Duane: My LOST FOUNTAIN book project is on a standby mode -- however, that may change later this year. Several times a week I visit a lagoon here in Key largo on my two-hour enviro-tours that may have once supplied mineral waters to other local springs in the area. As I visit the area locally known as "hidden lake", I try to explain to the onboard visitors the value of certain mineral salts that may have once helped in the longevity of the local natives. I show visitors a copy of my LOST FOUNTAIN book project and give them the website address where they can read the full book project online. I have taken many pictures and some digital video for a new website update. Perhaps a new version will be released soon -- it all depends on the volume of feedback.
Reporter 1: As a captain that gives enviro-tours into the Florida Bay area of the Everglades National Park, you should have significant scientific knowledge as to the ecology and history of the realm.

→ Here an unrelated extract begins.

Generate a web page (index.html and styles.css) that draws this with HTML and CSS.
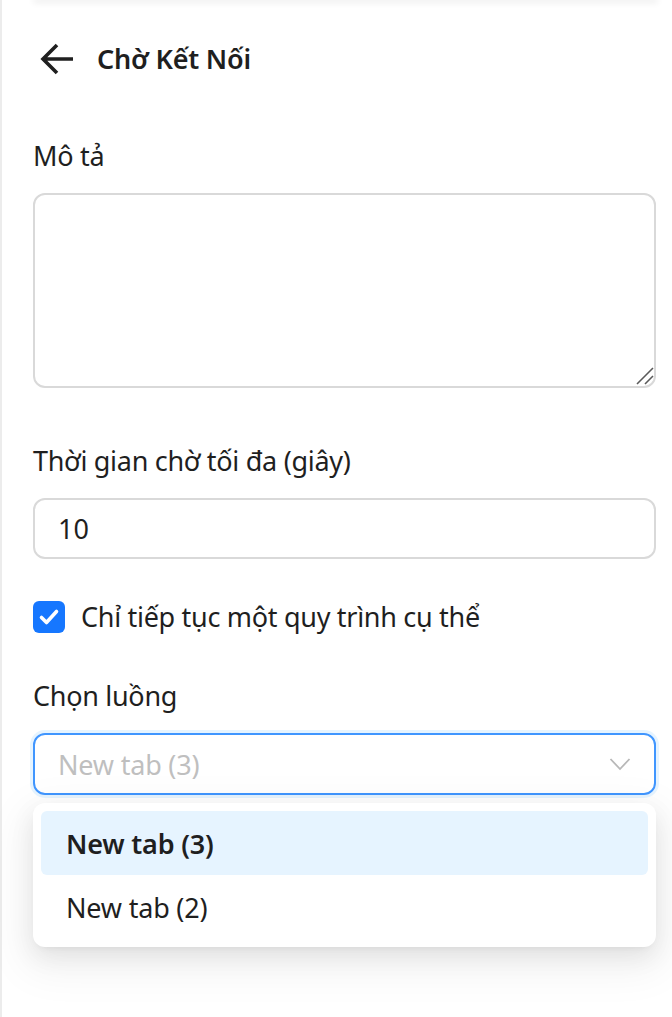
FILE: index.html
```html
<!DOCTYPE html>
<html lang="vi">
<head>
<meta charset="utf-8">
<title>Chờ Kết Nối</title>
<link rel="stylesheet" href="styles.css">
</head>
<body>
<div class="page">
  <div class="top-shadow"></div>
  <div class="header">
    <svg class="back" viewBox="0 0 34 32" width="34" height="32" aria-hidden="true">
      <path d="M33 16H3M17 2L3 16l14 14" fill="none" stroke="#1f1f1f" stroke-width="3.6" stroke-linecap="butt" stroke-linejoin="miter"/>
    </svg>
    <span class="title">Chờ Kết Nối</span>
  </div>

  <div class="field field-first">
    <div class="label">Mô tả</div>
    <div class="textarea-wrap">
      <textarea class="textarea"></textarea>
      <svg class="grip" viewBox="0 0 18 18" width="18" height="18" aria-hidden="true">
        <path d="M1 17L17 1M9 17l8-8" fill="none" stroke="#5a5a5a" stroke-width="1.6"/>
      </svg>
    </div>
  </div>

  <div class="field field-gap">
    <div class="label">Thời gian chờ tối đa (giây)</div>
    <div class="input">10</div>
  </div>

  <div class="check-row">
    <span class="checkbox">
      <svg viewBox="0 0 32 32" width="32" height="32" aria-hidden="true">
        <path d="M8.5 16.5l5 5 10-11" fill="none" stroke="#fff" stroke-width="3.6" stroke-linecap="round" stroke-linejoin="round"/>
      </svg>
    </span>
    <span class="check-label">Chỉ tiếp tục một quy trình cụ thể</span>
  </div>

  <div class="field field-select">
    <div class="label">Chọn luồng</div>
    <div class="select-wrap">
      <div class="select">
        <span class="placeholder">New tab (3)</span>
        <svg class="chev" viewBox="0 0 22 14" width="22" height="14" aria-hidden="true">
          <path d="M1.5 2l9.5 10 9.5-10" fill="none" stroke="#b8b8b8" stroke-width="1.8"/>
        </svg>
      </div>
      <div class="dropdown">
        <div class="option option-active">New tab (3)</div>
        <div class="option">New tab (2)</div>
      </div>
    </div>
  </div>
</div>
</body>
</html>
```

FILE: styles.css
```css
html, body {
  margin: 0;
  padding: 0;
  background: #ffffff;
}

body {
  font-family: "Noto Sans", "Open Sans", "Liberation Sans", sans-serif;
  color: #1f1f1f;
}

.page {
  display: flow-root;
  min-height: 1017px;
  border-left: 2px solid #ececec;
  padding: 0 16px 0 31px;
  box-sizing: border-box;
}

.top-shadow {
  height: 1px;
  margin-top: -1px;
  margin-left: 2px;
  background: #f3f3f3;
  box-shadow: 0 1px 6px 2px rgba(0, 0, 0, 0.07);
}

.header {
  display: flex;
  align-items: center;
  height: 36px;
  margin-top: 41px;
  padding-left: 7px;
  gap: 23px;
}

.back {
  display: block;
  flex: none;
}

.title {
  font-size: 27px;
  font-weight: 600;
  line-height: 36px;
  letter-spacing: -0.2px;
}

.field-first {
  margin-top: 61px;
}

.field-gap {
  margin-top: 55px;
}

.field-select {
  margin-top: 43px;
}

.label {
  font-size: 27px;
  line-height: 36px;
  margin-bottom: 19px;
  letter-spacing: -0.3px;
}

.textarea-wrap {
  position: relative;
}

.textarea {
  display: block;
  width: 100%;
  height: 195px;
  box-sizing: border-box;
  border: 2px solid #d9d9d9;
  border-radius: 12px;
  background: #fff;
  resize: none;
  margin: 0;
  font: inherit;
  outline: none;
}

.grip {
  position: absolute;
  right: 2px;
  bottom: 3px;
  display: block;
}

.input {
  height: 61px;
  box-sizing: border-box;
  border: 2px solid #d9d9d9;
  border-radius: 12px;
  padding: 0 23px;
  display: flex;
  align-items: center;
  font-size: 27px;
}

.check-row {
  display: flex;
  align-items: center;
  height: 36px;
  margin-top: 40px;
  gap: 16px;
}

.checkbox {
  width: 32px;
  height: 32px;
  border-radius: 6px;
  background: #1677ff;
  display: block;
  flex: none;
}

.checkbox svg {
  display: block;
}

.check-label {
  font-size: 27px;
  line-height: 36px;
  letter-spacing: -0.3px;
}

.select-wrap {
  position: relative;
}

.select {
  height: 62px;
  box-sizing: border-box;
  border: 2px solid #4096ff;
  border-radius: 12px;
  box-shadow: 0 0 0 3px rgba(5, 145, 255, 0.1);
  padding: 0 23px 0 23px;
  display: flex;
  align-items: center;
  justify-content: space-between;
}

.placeholder {
  font-size: 27px;
  color: #bfbfbf;
  letter-spacing: -0.2px;
}

.chev {
  display: block;
}

.dropdown {
  position: absolute;
  left: 0;
  right: 0;
  top: 70px;
  background: #fff;
  border-radius: 12px;
  padding: 8px;
  box-shadow: 0 9px 24px 0 rgba(0, 0, 0, 0.08),
              0 4px 9px -6px rgba(0, 0, 0, 0.12),
              0 14px 42px 12px rgba(0, 0, 0, 0.05);
}

.option {
  height: 64px;
  display: flex;
  align-items: center;
  padding: 0 25px;
  border-radius: 6px;
  font-size: 27px;
  letter-spacing: -0.2px;
}

.option-active {
  background: #e6f4ff;
  font-weight: 600;
}
```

What do you believe is the most important view regarding the future health and well-being of the Florida Bay area.
Duane: Well…there are many issues regarding water quality problems of the area. Concerns about nutrient overloading from human activities and previous man-made water development projects that have significantly changed the local environment are important issues on my mind. There seems to be more visiting "takers" than "givers" that ply the shallow waters of Florida Bay. And speaking of plying the shallow waters of Florida Bay, perhaps the most insidious threat to the heath and well-being is the daily plowing of the grass meadows by boat props whose owners either don't know or don't care about the damage they cause. In the last four years, I have seen significant damage just in the area I visit. I can only imagine how bad it has become in other areas. The park enforcement rangers can't be everywhere all the time -- so it's not their fault. Perhaps the long term solution will be the invention of a type of motor vessel design that uses some sort of "gyroscopic propulsion" that does not "cut the water" like the existing motor-prop does. Until this design becomes a reality someday, I recommend visitors to the bay area who are not familiar with the shallow waters hire local guides. Sailing or paddling the area is also another way to safely see the wonders of the area without significantly harming the environment.